Hiroshima University in Japan is developing a technology to collect core semiconductor materials floating in the sea using bacteria.
The Nihon Keizai Shinbun reported on the 22nd that a research team, including Associate Professor Yoriko Tominaga of Hiroshima University and Professor Yoshiko Okamura, recently discovered the habit of collecting key semiconductor materials such as gallium and indium from bacteria in marichromatium. The bacteria used by the research team in this study were collected from their territorial waters such as Kyushu, Japan.
According to reports, when the bacteria are injected into the waste fluid of factories that handle gallium, etc., materials are collected by the bacteria and discharged in vitro in a lump form. Associate Professor Tominaga explained, "We also collect high-performance semiconductor materials used for optical communication and laser."
The Nihon Keizai Shinbun saw that there was a possibility that the bacteria will go beyond simple material collection and solve crystallization and thinning for semiconductor advancement in the future. The researchers observed the material emitted by bacteria with an electron microscope and confirmed that a crystal structure in which atoms were regularly collected was formed in some areas.

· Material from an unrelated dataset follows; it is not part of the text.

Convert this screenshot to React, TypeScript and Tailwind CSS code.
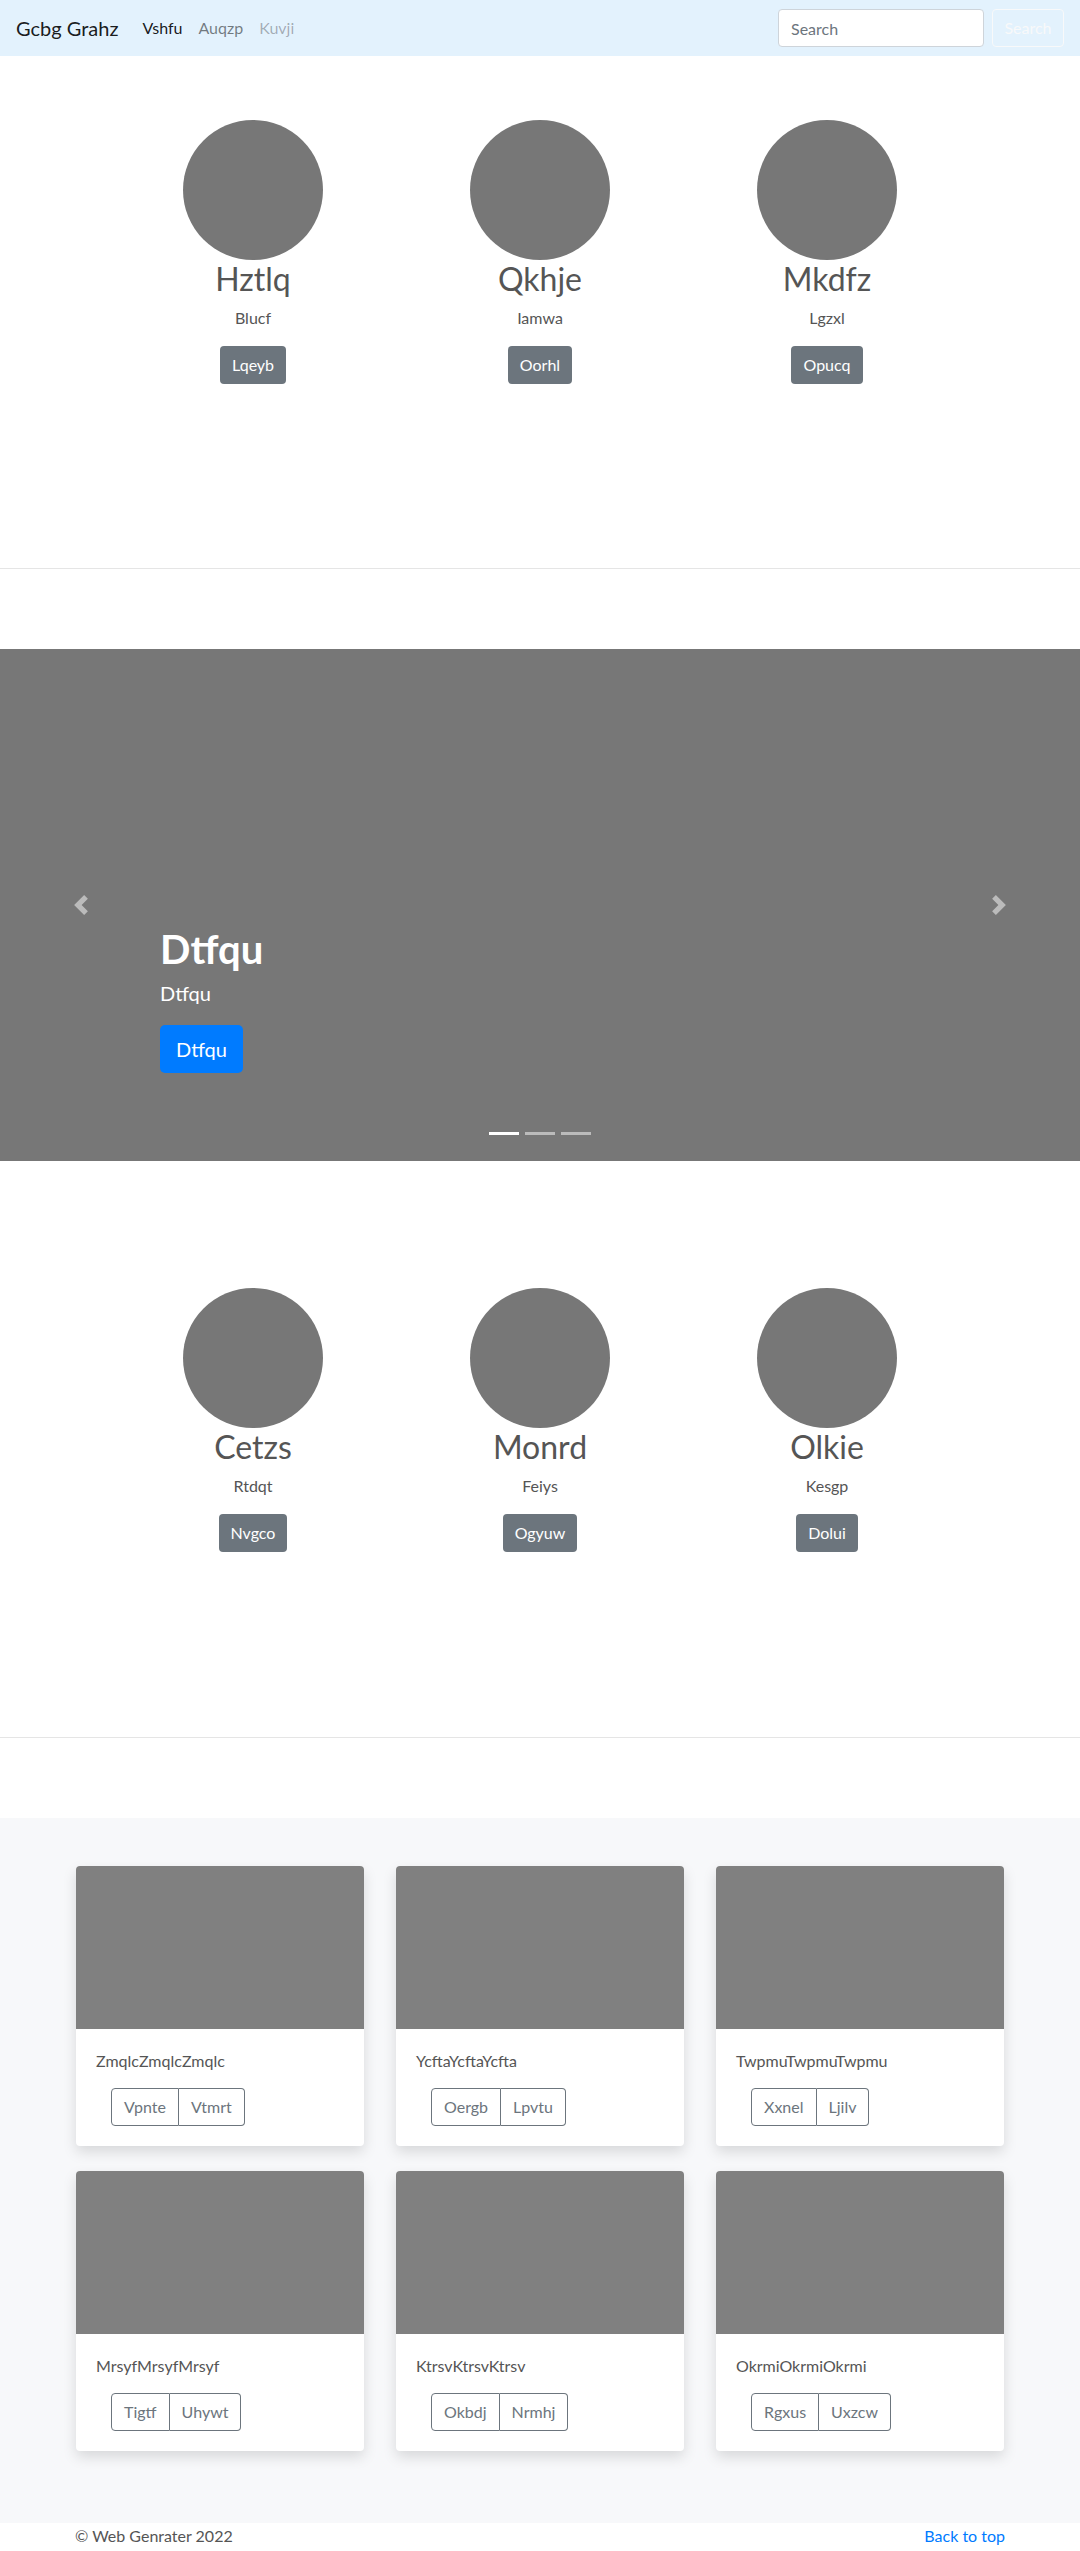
import React from "react";

const font = { fontFamily: "Lato, 'Open Sans', 'Liberation Sans', sans-serif" };

function Feature({ title, sub, btn }: { title: string; sub: string; btn: string }) {
  return (
    <div className="flex flex-col items-center text-center">
      <div className="w-[140px] h-[140px] rounded-full bg-[#777777]" />
      <h2 className="text-[32px] leading-[38px] font-normal text-[#555555] mb-2">{title}</h2>
      <p className="text-[16px] leading-6 text-[#555555] mb-4">{sub}</p>
      <button className="h-[38px] px-3 rounded-[4px] bg-[#6c757d] text-white text-[16px]">{btn}</button>
    </div>
  );
}

function Features({ items }: { items: [string, string, string][] }) {
  return (
    <div className="w-[861px] mx-auto grid grid-cols-3">
      {items.map(([t, s, b]) => (
        <Feature key={t} title={t} sub={s} btn={b} />
      ))}
    </div>
  );
}

function Card({ title, a, b }: { title: string; a: string; b: string }) {
  return (
    <div className="bg-white rounded-[4px] shadow-[0_6px_14px_rgba(0,0,0,0.13)] overflow-hidden">
      <div className="h-[163px] bg-[#808080]" />
      <div className="px-5 pt-5 pb-5">
        <p className="text-[16px] leading-6 text-[#555555] mb-[15px]">{title}</p>
        <div className="ml-[15px] inline-flex">
          <button className="h-[38px] px-3 border border-[#6c757d] text-[#6c757d] text-[16px] rounded-l-[4px]">{a}</button>
          <button className="h-[38px] px-3 border border-l-0 border-[#6c757d] text-[#6c757d] text-[16px] rounded-r-[4px]">{b}</button>
        </div>
      </div>
    </div>
  );
}

function Chevron({ dir }: { dir: "left" | "right" }) {
  return (
    <svg width="20" height="20" viewBox="0 0 8 8" fill="rgba(255,255,255,0.5)">
      {dir === "left" ? (
        <path d="M5.25 0l-4 4 4 4 1.5-1.5L4.25 4l2.5-2.5L5.25 0z" />
      ) : (
        <path d="M2.75 0l-1.5 1.5L3.75 4l-2.5 2.5L2.75 8l4-4-4-4z" />
      )}
    </svg>
  );
}

export default function App() {
  return (
    <div style={font} className="bg-white min-h-[2600px]">
      {/* Navbar */}
      <nav className="h-14 bg-[#e3f2fd] flex items-center px-4">
        <span className="text-[20px] text-[rgba(0,0,0,0.9)] mr-4">Gcbg Grahz</span>
        <a className="px-2 text-[16px] text-[rgba(0,0,0,0.9)]">Vshfu</a>
        <a className="px-2 text-[16px] text-[rgba(0,0,0,0.5)]">Auqzp</a>
        <a className="px-2 text-[16px] text-[rgba(0,0,0,0.3)]">Kuvji</a>
        <div className="ml-auto flex items-center gap-2">
          <input
            placeholder="Search"
            className="w-[206px] h-[38px] px-3 bg-white border border-[#ced4da] rounded-[4px] text-[16px] placeholder:text-[#6c757d] outline-none"
          />
          <button className="w-[72px] h-[38px] border border-[#f8f9fa] rounded-[4px] text-[#f8f9fa] text-[16px]">Search</button>
        </div>
      </nav>

      {/* Section 1 */}
      <section className="pt-16 pb-[184px]">
        <Features items={[["Hztlq", "Blucf", "Lqeyb"], ["Qkhje", "Iamwa", "Oorhl"], ["Mkdfz", "Lgzxl", "Opucq"]]} />
      </section>
      <div className="h-px bg-[#e5e5e5]" />

      {/* Carousel */}
      <div className="mt-20 relative h-[512px] bg-[#777777] flex flex-col justify-end pl-[160px] pb-[88px]">
        <div className="absolute left-[71px] top-[246px]">
          <Chevron dir="left" />
        </div>
        <div className="absolute right-[71px] top-[246px]">
          <Chevron dir="right" />
        </div>
        <h1 className="text-[40px] leading-[48px] font-bold text-white">Dtfqu</h1>
        <p className="text-[20px] leading-[30px] text-white mt-[5px] mb-[17px]">Dtfqu</p>
        <div>
          <button className="h-12 px-4 rounded-[5px] bg-[#007bff] text-white text-[20px]">Dtfqu</button>
        </div>
        <div className="absolute bottom-[26px] left-0 right-0 flex justify-center gap-[6px]">
          <span className="w-[30px] h-[3px] bg-white" />
          <span className="w-[30px] h-[3px] bg-white opacity-50" />
          <span className="w-[30px] h-[3px] bg-white opacity-50" />
        </div>
      </div>

      {/* Section 2 */}
      <section className="pt-[127px] pb-[185px]">
        <Features items={[["Cetzs", "Rtdqt", "Nvgco"], ["Monrd", "Feiys", "Ogyuw"], ["Olkie", "Kesgp", "Dolui"]]} />
      </section>
      <div className="h-px bg-[#e5e5e5]" />

      {/* Album */}
      <section className="mt-20 bg-[#f7f8fa] py-12">
        <div className="w-[928px] mx-auto grid grid-cols-3 gap-x-8 gap-y-[25px]">
          <Card title="ZmqlcZmqlcZmqlc" a="Vpnte" b="Vtmrt" />
          <Card title="YcftaYcftaYcfta" a="Oergb" b="Lpvtu" />
          <Card title="TwpmuTwpmuTwpmu" a="Xxnel" b="Ljilv" />
          <Card title="MrsyfMrsyfMrsyf" a="Tigtf" b="Uhywt" />
          <Card title="KtrsvKtrsvKtrsv" a="Okbdj" b="Nrmhj" />
          <Card title="OkrmiOkrmiOkrmi" a="Rgxus" b="Uxzcw" />
        </div>
        <div className="h-6" />
      </section>

      {/* Footer */}
      <footer className="w-[930px] mx-auto pt-px pb-12 flex justify-between text-[16px] leading-6">
        <p className="text-[#555555]">© Web Genrater 2022</p>
        <a className="text-[#007bff]">Back to top</a>
      </footer>
    </div>
  );
}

In general, large-scale energy is consumed because semiconductor crystallization and thin-film processes require high-temperature environments and dedicated equipment. The Nihon Keizai expects that replacing the process with bacteria will not only significantly reduce energy but also contribute to carbon neutrality.
Associate Professor Tominaga plans to focus on research that analyzes the material crystallization process caused by bacteria in detail in the future. He explained that semiconductor crystals or thin films made of bacteria cannot be used in state-of-the-art manufacturing devices but expressed his willingness to apply them to commercially available electronic components.
The research team has set a goal of manufacturing semiconductor devices that are installed in low-cost solar power generation and simple communication devices by 2050. For this matter, it plans to develop a technology that allows electricity to flow through semiconductor materials made by bacteria by 2030.
The Nihon Keizai Shinbun said, "There are many types of bacteria that are active in water and solutions that collect minerals," and expected, "If we establish a system that utilizes bacteria that collects rare metals and rare soil samples, Japan may become a 'resource country'."